Realidad y sueño se dan la mano en la intimidad de la lectura cuando el cuerpo se rinde por el cansancio. © Marcos Fernández

Hace unas décadas contemplar a una mujer mientras fumaba era todo un complejo ejercicio de seducción. Tiempos aquellos. ¿Más felices? Lo políticamente correcto ha eliminado imágenes únicas, íntimas y muy lúbricas para el observador que vaga constantemente con sus ojos sobre los perfiles ajenos.

Es más visceral, en mi voyerismo doméstico, mirar a la mujer que duerme y, mucho más, a la que se ha quedado dormida después de leer, en la frontera entre la realidad y la ficción o, si lo prefieren, entre la vida y el sueño. O, ¿es mejor al revés? Vaya lío. ¿Qué les parece entonces asomarse a esa mujer que se ha entregado a Morfeo —el de Matrix no, por favor— con un libro en la mano?

Primero hay que tener a una mujer cerca, y no vale cualquier fémina. Debe ser lectora contumaz, devora-historias y con un importante componente soñador, que no sesteador. Miren cuando cierre el libro, cuando sus manos se vuelven aéreas y suelte las solapas con una prestancia que sólo un buen diletante es capaz de detectar. Vaya, se ha quedado frita, como se suele decir en el lenguaje deserotizado.

A fin de cuentas es una mujer que lee, pero que paga el precio del sueño pues tal vez no encuentra lugar lugar para una lectura sosegada al cabo del día. Ya se ha dormido. Soñará. Sitúese cerca. ¿Qué hacer en una situación tan hermosa? Déjese llevar. Háblele al oído con palabras tiernas y suaves, susúrrele algunos versos de Luis Cernuda como estos: “Cómo llenarte, soledad/ sino contigo misma”.

Soy más de grandes retahílas, monólogos que nunca acaban sobre los temas más peregrinos y la virtud, aunque no lo crean, consiste en hablar en otros idiomas. Aquí vale cualquier código lingüístico, lo mismo da una lengua muerta que una invención literaria de un viejo profesor de Oxford o cualquier idioma periférico de la antigua Iberia.

Ella debe dormir de lado, con la mitad de la cara despejada, con el oído libre de sábanas… poco más se necesita. Expláyese sin rubor, está en un escenario sin público, un teatro para usted solo. Pruebe con el sánscrito, con el latín de Catulo o el sindarin de los descendientes del rey Isildur.
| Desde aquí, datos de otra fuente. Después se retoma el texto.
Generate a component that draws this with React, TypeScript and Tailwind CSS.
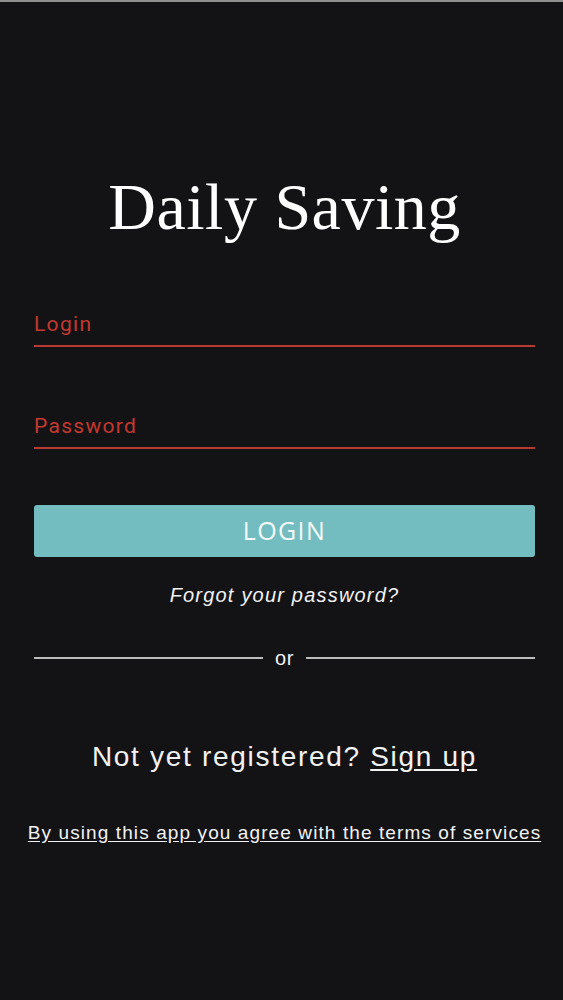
export default function App() {
  return (
    <div className="min-h-screen bg-[#131215] font-['Liberation_Sans',Arial,sans-serif] text-[#f2f2f2]">
      <div className="h-[2px] bg-[#8f8f8f]" />
      <div className="flex flex-col pt-[172px] pr-[28px] pl-[34px]">
        <h1 className="text-center font-['Liberation_Serif','Times_New_Roman',serif] text-[66px] leading-[66px] font-normal tracking-[0.5px] text-white">
          Daily Saving
        </h1>

        <div className="mt-[72px]">
          <label className="block font-['Roboto',sans-serif] text-[21px] leading-[24px] tracking-[1.3px] text-[#c4392f]">Login</label>
          <div className="mt-[9px] h-[2px] bg-[#b83a30]" />
        </div>

        <div className="mt-[67px]">
          <label className="block font-['Roboto',sans-serif] text-[21px] leading-[24px] tracking-[1.3px] text-[#c4392f]">Password</label>
          <div className="mt-[9px] h-[2px] bg-[#b83a30]" />
        </div>

        <button className="mt-[56px] flex h-[52px] items-center justify-center rounded-[3px] bg-[#73bdc1] font-['Open_Sans',sans-serif] text-[25px] tracking-[1.4px] text-[#f4f8f8]">
          LOGIN
        </button>

        <p className="mt-[26px] text-center text-[20px] leading-[24px] italic tracking-[1.2px]">Forgot your password?</p>

        <div className="mt-[39px] flex items-center gap-3">
          <div className="h-[2px] flex-1 bg-[#bdbdbd]" />
          <span className="text-[20px] leading-[24px] tracking-[0.5px]">or</span>
          <div className="h-[2px] flex-1 bg-[#bdbdbd]" />
        </div>

        <p className="mt-[71px] text-center text-[28px] leading-[32px] tracking-[1.7px] whitespace-nowrap">
          Not yet registered? <a className="underline underline-offset-[3px]">Sign up</a>
        </p>

        <div className="mt-[48px] flex justify-center">
          <a className="whitespace-nowrap text-[19px] leading-[24px] tracking-[1.1px] underline underline-offset-[2px]">
            By using this app you agree with the terms of services
          </a>
        </div>
      </div>
    </div>
  )
}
Tranquilos, su subconsciente lo va a entender a la perfección, va a admitir cualquier discurso que después le soltará cuando menos se lo espere (rencores femeninos).

Algunos más quisquillosos (me incluyo en esta caprichosa categoría) establecemos una conexión ­—¿literaria?— entre las líneas abandonadas de la lectura por culpa de los sueños con sus propias ensoñaciones. Así que más que un monologuista nos convertimos en lectores por horas. ¿Y si declamamos entre susurros el final del libro que justamente leen? Suerte, nunca me ha ocurrido, pero no crean que lo intento cada vez que tengo ocasión.

No vayan a pensar que es algo rebuscado, se consigue, seguro, pero con mucha paciencia. Prueben, por ejemplo, con García Márquez: “…porque las estirpes condenadas a cien años de soledad no tenían una segunda oportunidad sobre la tierra”. O con Scott Fitzgerald: “Así seguimos, golpeándonos, barcas contracorriente, devueltos sin cesar al pasado”. Michael Ende: “Pero esa es otra historia y debe ser contada en otra ocasión”.

Me gusta más el de La Regenta, tal vez porque en su relectura estoy metido ahora: “Ana volvió a la vida rasgando las nieblas de un delirio que le causaba náuseas. Había creído sentir sobre la boca el vientre viscoso y frío de un sapo”. Tengan cuidado, que se despierta, disimulen.